What's Cooking? is a 2000 American comedy-drama film directed by Gurinder Chadha, starring Joan Chen, Julianna Margulies, Mercedes Ruehl, Kyra Sedgwick, and Alfre Woodard.

Set against the backdrop of the Fairfax District of Los Angeles, four families of different ethnic cultures (one Jewish, one Vietnamese, one Latino and one African-American) celebrate Thanksgiving complete with family secrets and dysfunction while trying to find peace and harmony.


This movie contains the following tropes:

  • All for Nothing: Rachel's elderly relatives don't actually seem to give a shit about her being gay (or that her sperm donor is her gay brother-in-law) beyond being surprised. They seem more confused about how the sperm donation process works and if Jerry still counts as the dad, meaning Rachel's parents put that pressure on Rachel and Carla for nothing.
  • Bait-and-Switch: Rachel prepares to tell her family something that's been on her mind a lot, and her parents assume she's telling their relatives she's gay and Carla's her girlfriend. She instead tells everyone she's pregnant, which causes her father to blurt out her lesbianism wondering how she could possibly be pregnant. Turns out she got a sperm donation from her gay brother-in-law.
  • Bratty Teenage Daughter: Monica doesn't get along with her mother or her stepmother apparently, as Paula tells Audrey the two were at each other's throats.
  • Calling the Old Man Out: When Jenny's mother demands to know why she didn't tell anyone but her boyfriend about the gun she found in Gary's room, Jenny cries it's because they never talk about their problems like other families do.
  • Calling the Young Man Out: Ronald gets dragged by his mother after she finds out about his affair, and tells him to think about why Audrey's stuck around this long despite how much she's been hurt.
  • Coming-Out Story: Rachel tells her parents that she's a lesbian and brings her girlfriend Carla over to Thanksgiving and wants to move in with her.
  • Connected All Along: The ending reveals that all four of the main families live in the same neighborhood, which you wouldn't guess until Jenny and Gary's little brother accidentally shoots the gun from Gary's room, alerting everyone else when they hear the shot.
  • Dark Secret: There are plenty of them: Rachel is gay and she's also pregnant; Elizbeth and her husband Javier are separated after Javier had slept with her cousin and she's dating a white co-worker and her daughter Sofia is dating a non-Latino.
  • Dysfunctional Family/Family Disunion: All four of them. Five counting the Moores.
    • Seelig, the Jewish family, are dealing with the fact that their daughter's coming-out as a lesbian and their relatives dropping in without an invite.
    • Nguyen, the Vietnamese family, had found out about their son's expulsion and their daughter having extramarital sex. Also, Culture Clash is at play with the family divided over the meal being Vietnamese along with their failed attempt at cooking the Turkey in such cuisine.
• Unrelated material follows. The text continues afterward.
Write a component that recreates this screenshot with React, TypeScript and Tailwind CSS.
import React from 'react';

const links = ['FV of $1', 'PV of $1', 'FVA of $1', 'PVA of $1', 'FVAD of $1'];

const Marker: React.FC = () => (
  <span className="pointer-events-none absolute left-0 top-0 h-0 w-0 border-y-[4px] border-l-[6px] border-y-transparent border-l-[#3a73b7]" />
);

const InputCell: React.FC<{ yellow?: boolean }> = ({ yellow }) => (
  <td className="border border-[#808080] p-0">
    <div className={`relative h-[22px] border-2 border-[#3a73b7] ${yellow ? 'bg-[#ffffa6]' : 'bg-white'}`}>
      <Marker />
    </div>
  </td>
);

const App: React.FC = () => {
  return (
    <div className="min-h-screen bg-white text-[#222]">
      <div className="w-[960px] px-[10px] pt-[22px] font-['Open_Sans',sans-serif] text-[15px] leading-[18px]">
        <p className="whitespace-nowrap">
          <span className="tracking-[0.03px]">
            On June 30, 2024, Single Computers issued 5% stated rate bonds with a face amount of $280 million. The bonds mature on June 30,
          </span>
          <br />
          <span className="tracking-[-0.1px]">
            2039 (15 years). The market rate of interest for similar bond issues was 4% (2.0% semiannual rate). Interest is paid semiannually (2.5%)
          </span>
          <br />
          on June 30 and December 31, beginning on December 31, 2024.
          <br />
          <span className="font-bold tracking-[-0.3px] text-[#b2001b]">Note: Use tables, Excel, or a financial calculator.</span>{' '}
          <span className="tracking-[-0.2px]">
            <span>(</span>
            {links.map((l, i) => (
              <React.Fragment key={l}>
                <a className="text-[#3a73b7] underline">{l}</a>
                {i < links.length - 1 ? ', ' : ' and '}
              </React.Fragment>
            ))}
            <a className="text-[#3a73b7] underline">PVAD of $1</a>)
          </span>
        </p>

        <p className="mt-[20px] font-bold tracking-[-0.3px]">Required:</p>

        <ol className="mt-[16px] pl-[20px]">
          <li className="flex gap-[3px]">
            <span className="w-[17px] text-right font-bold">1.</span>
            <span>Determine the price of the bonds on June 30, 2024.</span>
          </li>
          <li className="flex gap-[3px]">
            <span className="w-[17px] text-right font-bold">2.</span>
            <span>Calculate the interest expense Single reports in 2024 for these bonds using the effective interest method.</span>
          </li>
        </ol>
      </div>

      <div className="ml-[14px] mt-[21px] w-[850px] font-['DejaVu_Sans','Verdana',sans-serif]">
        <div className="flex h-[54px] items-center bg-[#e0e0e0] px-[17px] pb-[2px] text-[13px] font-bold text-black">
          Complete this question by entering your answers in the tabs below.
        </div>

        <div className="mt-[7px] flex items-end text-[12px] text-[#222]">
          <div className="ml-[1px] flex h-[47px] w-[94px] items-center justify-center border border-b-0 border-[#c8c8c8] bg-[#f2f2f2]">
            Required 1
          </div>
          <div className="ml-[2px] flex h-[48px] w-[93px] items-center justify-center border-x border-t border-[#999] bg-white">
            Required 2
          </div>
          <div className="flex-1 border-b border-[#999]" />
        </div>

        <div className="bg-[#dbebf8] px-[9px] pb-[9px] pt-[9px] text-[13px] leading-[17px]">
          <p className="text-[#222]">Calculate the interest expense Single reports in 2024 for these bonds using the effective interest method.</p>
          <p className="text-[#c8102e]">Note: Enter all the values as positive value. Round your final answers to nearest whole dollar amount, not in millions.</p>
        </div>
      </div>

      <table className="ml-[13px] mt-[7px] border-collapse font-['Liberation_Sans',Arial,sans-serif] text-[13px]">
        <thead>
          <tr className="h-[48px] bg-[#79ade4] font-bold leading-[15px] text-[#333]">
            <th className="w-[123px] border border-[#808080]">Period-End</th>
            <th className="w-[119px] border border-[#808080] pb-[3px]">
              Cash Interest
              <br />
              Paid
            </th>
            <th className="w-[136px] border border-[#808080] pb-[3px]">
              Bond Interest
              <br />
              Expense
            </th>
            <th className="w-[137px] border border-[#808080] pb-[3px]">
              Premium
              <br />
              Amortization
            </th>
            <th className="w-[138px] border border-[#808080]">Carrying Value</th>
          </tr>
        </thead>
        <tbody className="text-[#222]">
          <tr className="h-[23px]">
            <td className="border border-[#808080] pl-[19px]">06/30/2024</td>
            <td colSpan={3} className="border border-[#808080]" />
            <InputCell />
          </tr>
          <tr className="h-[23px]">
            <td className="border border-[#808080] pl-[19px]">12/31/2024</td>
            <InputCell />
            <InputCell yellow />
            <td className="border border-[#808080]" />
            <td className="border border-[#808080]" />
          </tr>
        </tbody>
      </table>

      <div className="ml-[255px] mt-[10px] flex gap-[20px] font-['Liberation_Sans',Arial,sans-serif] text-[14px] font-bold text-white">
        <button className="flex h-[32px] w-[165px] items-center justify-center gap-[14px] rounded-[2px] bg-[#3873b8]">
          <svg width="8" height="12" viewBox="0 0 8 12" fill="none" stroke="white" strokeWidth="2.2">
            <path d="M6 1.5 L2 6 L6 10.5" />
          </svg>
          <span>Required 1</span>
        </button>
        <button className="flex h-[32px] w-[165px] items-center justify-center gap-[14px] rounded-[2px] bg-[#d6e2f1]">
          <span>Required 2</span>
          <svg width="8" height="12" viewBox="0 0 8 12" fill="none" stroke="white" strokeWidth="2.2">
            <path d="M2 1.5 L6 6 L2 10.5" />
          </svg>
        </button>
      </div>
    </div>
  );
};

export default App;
    • Avila, the Latino family, had a tense family reunion with Elizabeth's ex-husband who came over with a grudge along with Sofia's new non-Latino boyfriend being invited to the party.
    • Williams, the African-American family, focuses on Audrey's not only having to cook but also having to please her husband and mother-in-law who are seeing her cooking skills. Her son, Michael, also had low opinions on her.
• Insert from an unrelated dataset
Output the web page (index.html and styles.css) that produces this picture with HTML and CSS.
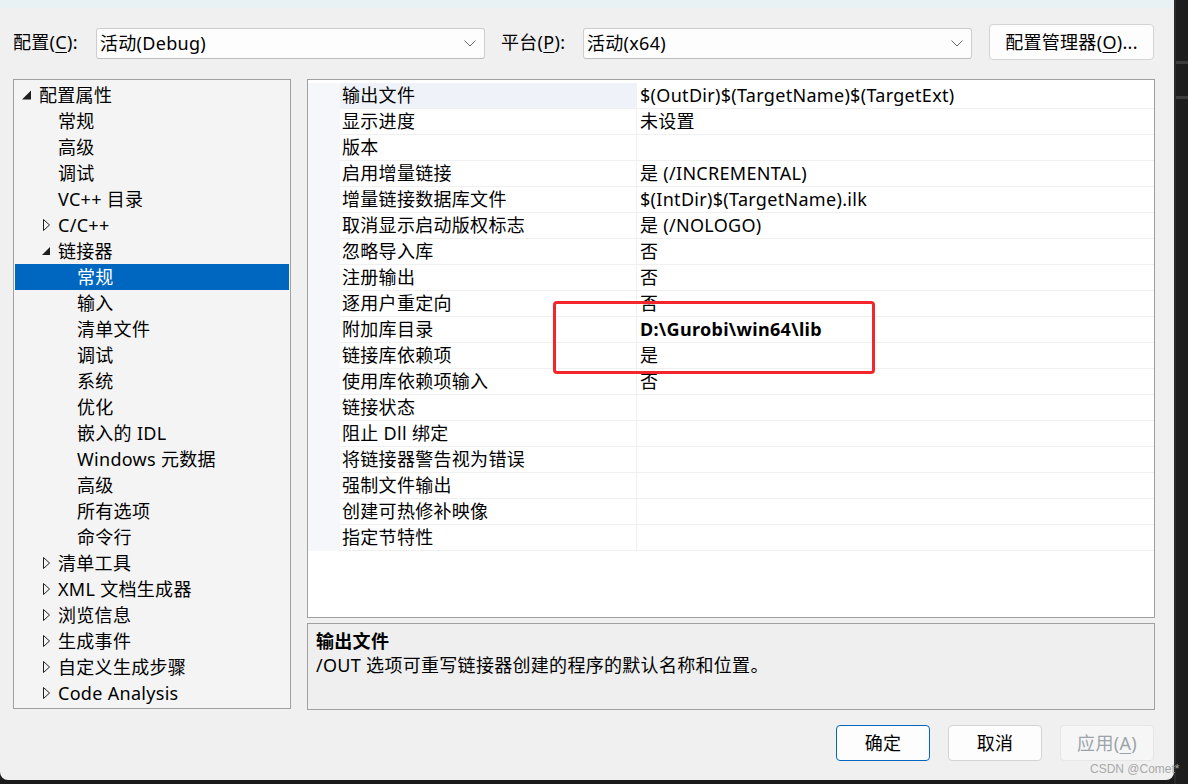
FILE: index.html
```html
<!DOCTYPE html>
<html lang="zh-CN">
<head>
<meta charset="utf-8">
<title>属性页</title>
<link rel="stylesheet" href="styles.css">
</head>
<body>
<div class="window">
  <div class="titlestrip"></div>
  <div class="toolbar">
    <span class="lbl lbl-config">配置(<u>C</u>):</span>
    <div class="combo"><span>活动(Debug)</span><svg class="chev" width="12" height="7" viewBox="0 0 12 7"><polyline points="0.5,0.5 6,6 11.5,0.5" fill="none" stroke="#6a6a6a" stroke-width="1"/></svg></div>
    <span class="lbl lbl-platform">平台(<u>P</u>):</span>
    <div class="combo"><span>活动(x64)</span><svg class="chev" width="12" height="7" viewBox="0 0 12 7"><polyline points="0.5,0.5 6,6 11.5,0.5" fill="none" stroke="#6a6a6a" stroke-width="1"/></svg></div>
    <button class="btn btn-manager">配置管理器(<u>O</u>)...</button>
  </div>

  <div class="main">
    <div class="tree">
      <div class="node lvl0"><span class="tog"><svg width="10" height="12" viewBox="0 0 10 12"><polygon points="9,1.5 9,10.5 0,10.5" fill="#1e1e1e"/></svg></span>配置属性</div>
      <div class="node lvl1"><span class="tog"></span>常规</div>
      <div class="node lvl1"><span class="tog"></span>高级</div>
      <div class="node lvl1"><span class="tog"></span>调试</div>
      <div class="node lvl1"><span class="tog"></span>VC++ 目录</div>
      <div class="node lvl1"><span class="tog"><svg width="10" height="12" viewBox="0 0 10 12"><polygon points="2.5,0.5 8.5,6 2.5,11.5" fill="none" stroke="#1e1e1e" stroke-width="1"/></svg></span>C/C++</div>
      <div class="node lvl1"><span class="tog"><svg width="10" height="12" viewBox="0 0 10 12"><polygon points="9,2 9,10 1,10" fill="#1e1e1e"/></svg></span>链接器</div>
      <div class="node lvl2 selected"><span class="tog"></span>常规</div>
      <div class="node lvl2"><span class="tog"></span>输入</div>
      <div class="node lvl2"><span class="tog"></span>清单文件</div>
      <div class="node lvl2"><span class="tog"></span>调试</div>
      <div class="node lvl2"><span class="tog"></span>系统</div>
      <div class="node lvl2"><span class="tog"></span>优化</div>
      <div class="node lvl2"><span class="tog"></span>嵌入的 IDL</div>
      <div class="node lvl2"><span class="tog"></span>Windows 元数据</div>
      <div class="node lvl2"><span class="tog"></span>高级</div>
      <div class="node lvl2"><span class="tog"></span>所有选项</div>
      <div class="node lvl2"><span class="tog"></span>命令行</div>
      <div class="node lvl1"><span class="tog"><svg width="10" height="12" viewBox="0 0 10 12"><polygon points="2.5,0.5 8.5,6 2.5,11.5" fill="none" stroke="#1e1e1e" stroke-width="1"/></svg></span>清单工具</div>
      <div class="node lvl1"><span class="tog"><svg width="10" height="12" viewBox="0 0 10 12"><polygon points="2.5,0.5 8.5,6 2.5,11.5" fill="none" stroke="#1e1e1e" stroke-width="1"/></svg></span>XML 文档生成器</div>
      <div class="node lvl1"><span class="tog"><svg width="10" height="12" viewBox="0 0 10 12"><polygon points="2.5,0.5 8.5,6 2.5,11.5" fill="none" stroke="#1e1e1e" stroke-width="1"/></svg></span>浏览信息</div>
      <div class="node lvl1"><span class="tog"><svg width="10" height="12" viewBox="0 0 10 12"><polygon points="2.5,0.5 8.5,6 2.5,11.5" fill="none" stroke="#1e1e1e" stroke-width="1"/></svg></span>生成事件</div>
      <div class="node lvl1"><span class="tog"><svg width="10" height="12" viewBox="0 0 10 12"><polygon points="2.5,0.5 8.5,6 2.5,11.5" fill="none" stroke="#1e1e1e" stroke-width="1"/></svg></span>自定义生成步骤</div>
      <div class="node lvl1"><span class="tog"><svg width="10" height="12" viewBox="0 0 10 12"><polygon points="2.5,0.5 8.5,6 2.5,11.5" fill="none" stroke="#1e1e1e" stroke-width="1"/></svg></span>Code Analysis</div>
    </div>

    <div class="right">
      <div class="grid">
        <div class="prow sel"><div class="gut"></div><div class="pname">输出文件</div><div class="pval">$(OutDir)$(TargetName)$(TargetExt)</div></div>
        <div class="prow"><div class="gut"></div><div class="pname">显示进度</div><div class="pval">未设置</div></div>
        <div class="prow"><div class="gut"></div><div class="pname">版本</div><div class="pval"></div></div>
        <div class="prow"><div class="gut"></div><div class="pname">启用增量链接</div><div class="pval">是 (/INCREMENTAL)</div></div>
        <div class="prow"><div class="gut"></div><div class="pname">增量链接数据库文件</div><div class="pval">$(IntDir)$(TargetName).ilk</div></div>
        <div class="prow"><div class="gut"></div><div class="pname">取消显示启动版权标志</div><div class="pval">是 (/NOLOGO)</div></div>
        <div class="prow"><div class="gut"></div><div class="pname">忽略导入库</div><div class="pval">否</div></div>
        <div class="prow"><div class="gut"></div><div class="pname">注册输出</div><div class="pval">否</div></div>
        <div class="prow"><div class="gut"></div><div class="pname">逐用户重定向</div><div class="pval">否</div></div>
        <div class="prow"><div class="gut"></div><div class="pname">附加库目录</div><div class="pval bold">D:\Gurobi\win64\lib</div></div>
        <div class="prow"><div class="gut"></div><div class="pname">链接库依赖项</div><div class="pval">是</div></div>
        <div class="prow"><div class="gut"></div><div class="pname">使用库依赖项输入</div><div class="pval">否</div></div>
        <div class="prow"><div class="gut"></div><div class="pname">链接状态</div><div class="pval"></div></div>
        <div class="prow"><div class="gut"></div><div class="pname">阻止 Dll 绑定</div><div class="pval"></div></div>
        <div class="prow"><div class="gut"></div><div class="pname">将链接器警告视为错误</div><div class="pval"></div></div>
        <div class="prow"><div class="gut"></div><div class="pname">强制文件输出</div><div class="pval"></div></div>
        <div class="prow"><div class="gut"></div><div class="pname">创建可热修补映像</div><div class="pval"></div></div>
        <div class="prow"><div class="gut"></div><div class="pname">指定节特性</div><div class="pval"></div></div>
      </div>
      <div class="desc">
        <div class="desc-title">输出文件</div>
        <div class="desc-text">/OUT 选项可重写链接器创建的程序的默认名称和位置。</div>
      </div>
    </div>
  </div>

  <div class="footer">
    <button class="btn btn-ok">确定</button>
    <button class="btn">取消</button>
    <button class="btn btn-disabled">应用(<u>A</u>)</button>
  </div>

  <div class="highlight"></div>
  <div class="watermark">CSDN @Comet*</div>
</div>
<div class="side">
  <div class="band band1"></div>
  <div class="band band2"></div>
</div>
</body>
</html>
```

FILE: styles.css
```css
html, body {
  margin: 0;
  padding: 0;
}
body {
  width: 1188px;
  height: 784px;
  overflow: hidden;
  background: #1b1b1b;
  display: flex;
  align-items: flex-start;
  font-family: "Noto Sans", "Noto Sans CJK SC", sans-serif;
  font-size: 18px;
  letter-spacing: 0.3px;
  color: #000;
}
.window {
  position: relative;
  width: 1174px;
  height: 780px;
  background: #f0f0f0;
  border-radius: 0 0 8px 8px;
  display: flex;
  flex-direction: column;
  flex-shrink: 0;
}
.titlestrip {
  height: 8px;
  background: #e8f1f4;
}
.toolbar {
  margin-top: 16px;
  height: 36px;
  padding-left: 13px;
  display: flex;
  align-items: center;
}
.lbl {
  line-height: 24px;
  white-space: nowrap;
}
.lbl-config { width: 83px; }
.lbl-platform { width: 82px; margin-left: 16px; }
u { text-decoration-thickness: 1px; text-underline-offset: 3px; }
.combo {
  box-sizing: border-box;
  width: 389px;
  height: 31px;
  margin-top: 2px;
  background: #fdfdfd;
  border: 1px solid #cdcdcd;
  border-bottom-color: #bdbdbd;
  border-radius: 3px;
  display: flex;
  align-items: center;
  justify-content: space-between;
  padding: 0 8px 0 3px;
  line-height: 24px;
}
.chev { display: block; }
.btn {
  box-sizing: border-box;
  font-family: inherit;
  font-size: 18px;
  letter-spacing: 0.3px;
  color: #000;
  background: #fdfdfd;
  border: 1px solid #d3d3d3;
  border-radius: 4px;
  height: 36px;
  width: 94px;
  padding: 0;
  line-height: 24px;
}
.btn-manager {
  width: 165px;
  margin-left: 17px;
}

.main {
  margin-top: 19px;
  height: 631px;
  padding-left: 13px;
  display: flex;
  gap: 16px;
}
.tree {
  box-sizing: border-box;
  width: 278px;
  height: 630px;
  border: 1px solid #a0a0a0;
  background: #f4f4f4;
  padding: 2px 1px 0;
}
.node {
  height: 26px;
  line-height: 26px;
  display: flex;
  align-items: center;
  white-space: nowrap;
}
.lvl0 { padding-left: 7px; }
.lvl1 { padding-left: 26px; }
.lvl2 { padding-left: 45px; }
.tog {
  width: 17px;
  height: 26px;
  display: flex;
  align-items: center;
  flex-shrink: 0;
}
.tog svg { display: block; }
.node.selected {
  background: #0067c0;
  color: #fff;
}

.right {
  width: 848px;
  display: flex;
  flex-direction: column;
  gap: 5px;
}
.grid {
  box-sizing: border-box;
  height: 539px;
  border: 1px solid #a0a0a0;
  background: #fff;
  padding-top: 3px;
}
.prow {
  display: grid;
  grid-template-columns: 32px 296px 1fr;
  height: 26px;
}
.gut {
  background: #f5f7fa;
}
.pname, .pval {
  box-sizing: border-box;
  height: 26px;
  line-height: 25px;
  border-bottom: 1px solid #f0f0f0;
  white-space: nowrap;
}
.pname { padding-left: 2px; }
.pval {
  padding-left: 3px;
  border-left: 1px solid #f0f0f0;
}
.prow.sel .pname { background: #eff3f9; }
.pval.bold { font-weight: bold; }

.desc {
  box-sizing: border-box;
  height: 87px;
  border: 1px solid #a0a0a0;
  background: #efefef;
  padding: 5px 8px 0;
  line-height: 24px;
}
.desc-title { font-weight: bold; }

.footer {
  margin-top: 15px;
  display: flex;
  justify-content: flex-end;
  gap: 18px;
  padding-right: 20px;
}
.btn-ok {
  border-color: #0067c0;
  background: #fdfdfd;
}
.btn-disabled {
  background: #f6f6f6;
  border-color: #e6e6e6;
  color: #9da3aa;
}

.highlight {
  position: absolute;
  left: 553px;
  top: 301px;
  width: 322px;
  height: 73px;
  box-sizing: border-box;
  border: 3px solid #f3272b;
  border-radius: 4px;
}
.watermark {
  position: absolute;
  left: 1090px;
  top: 761px;
  font-family: "Liberation Sans", sans-serif;
  font-size: 12px;
  letter-spacing: 0;
  line-height: 16px;
  color: #a9a9a9;
  white-space: nowrap;
}

.side {
  flex: 1;
  height: 784px;
  background: #1e1e1e;
  border-left: 2px solid #2b2b2b;
  display: flex;
  flex-direction: column;
}
.band {
  height: 3px;
  background: #3d3d3d;
}
.band1 { margin-top: 61px; }
.band2 { margin-top: 32px; }
```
      • Moores, a white family who're invited to spend Thanksgiving with the Williams, are dealing with Blended Family Drama due to Paula being the second wife and her stepdaughter Monica resenting her.
  • Innocently Insensitive: Sofia's father and male relatives mistake her boyfriend as Chinese instead of Vietnamese and make Jackie Chan jokes around him.
  • No Antagonist: While certain characters act antagonistic, the movie doesn't have any outright villains.
  • Obnoxious In-Laws: Audrey's mother-in-law acts like this during her time in the Williams house, like complaining about the turkey being pink and insisting on making macaroni and cheese. She immediately changes her tune when she learns her son was having an affair, believing Audrey one hundred percent and calling her son out for such a dick move.
  • Parents as People: All over the place. Every parent in this movie is a flawed person. The most flawed would have to be Javier, who cheated on Elizabeth with her cousin, and Jenny's parents, who are completely out of touch with her and her brothers and assume the worst of her.
  • Poor Communication Kills: The problem shared by all the families is the fact that they fail to properly communicate with each other.
    • The Seeligs are stressed because their daughter's a lesbian and they don't want to upset their older relatives.
    • The Nguyens are stressed because of the generational gap between the parents and children.
    • The Avilas are stressed because Elizabeth's son invited her ex-husband without telling her until after the fact, and then her boyfriend shows up for dessert.
    • The Williams are stressed because they're just not talking at all about their problems until they explode during dinner.
  • Screw This, I'm Outta Here!: Javier storms out of the house after Elizabeth makes it clear she's done with him when he starts an argument about her new boyfriend.
  • Thanksgiving Day Story: It's about five different families struggling to make it through Thanksgiving dinner despite their personal issues and buried traumas.
  • The Unapologetic: Elizabeth calls Javier out on the fact he not only slept with her cousin, but at no point ever actually apologized to her for what he did or made any attempt to own up for it. She makes it clear that by now she's not interested in them ever getting back together and he leaves in a huff.
  • Understanding Boyfriend: Jenny turns to her boyfriend after she finds a gun in her brother Gary's room, as she didn't believe she could tell her family. Unfortunately, her parents find Jenny hugging him in their video store and immediately assume the worst (due to finding a condom in her jacket the other day) which causes a big fight between them.